Stay up to date with notifications from The Independent

Notifications can be managed in browser preferences.

'I'm not going to lay into Mary, it's just that she's a lady with problems'

Mary Archer may come to regret picking a fight with Baroness Nicholson.

Robert Mendick
Sunday 19 August 2001 00:00 BST
Comments

Mary Archer broke her self-imposed vow of silence last week to pick a fight. Ignoring a vast array of targets – the criminal justice system, the media or the string of women her husband, Jeffrey, was unfaithful with – she threw her punches at a fellow formidable, 50-something, titled grande dame.

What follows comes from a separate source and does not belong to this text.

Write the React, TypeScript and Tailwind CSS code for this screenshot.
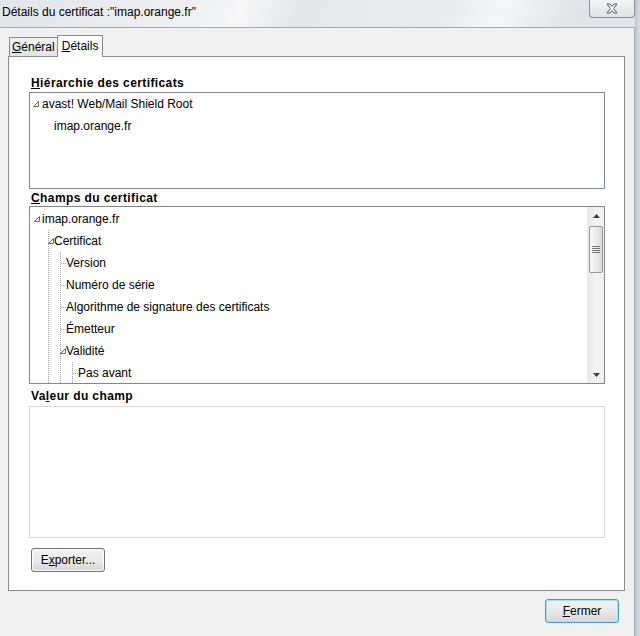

In her first interview since her husband was sent to jail, Lady Archer went live to the nation to reveal a terrible, tragic injustice. Belligerent and cantankerous – Lady Archer that is, John Humphrys was remarkably gentle by his standards – she appeared to be using the radio programme as a platform to deride her husband's fiercest critic. "I think she is misled and misleading," declared Lady Archer, in what was a flagrant, but hardly fragrant, attack.

The "she" in question was Baroness Nicholson, a society do-gooder, charity fundraiser and one-time colleague of Lord Archer's at Conservative Central Office. She famously defected to the Liberal Democrats and now sits in the House of Lords and as an MEP in Strasbourg.

The source of Lady Archer's ire was the criminal investigation into the novelist's dealings. The lies over his alibi for a libel trial are small-fry compared to what Baroness Nicholson wants answers to.

For a long time, the baroness, an expert on the Kurds, has harboured suspicions over Archer's fundraising claims, for which he was ennobled. But the peer's jailing prompted her to write to Sir John Stevens, the Metropolitan Police commissioner, to ask for an investigation into the whereabouts of £57m which Archer claimed to have raised with the British Red Cross for Iraqi Kurds in the aftermath of the Gulf War.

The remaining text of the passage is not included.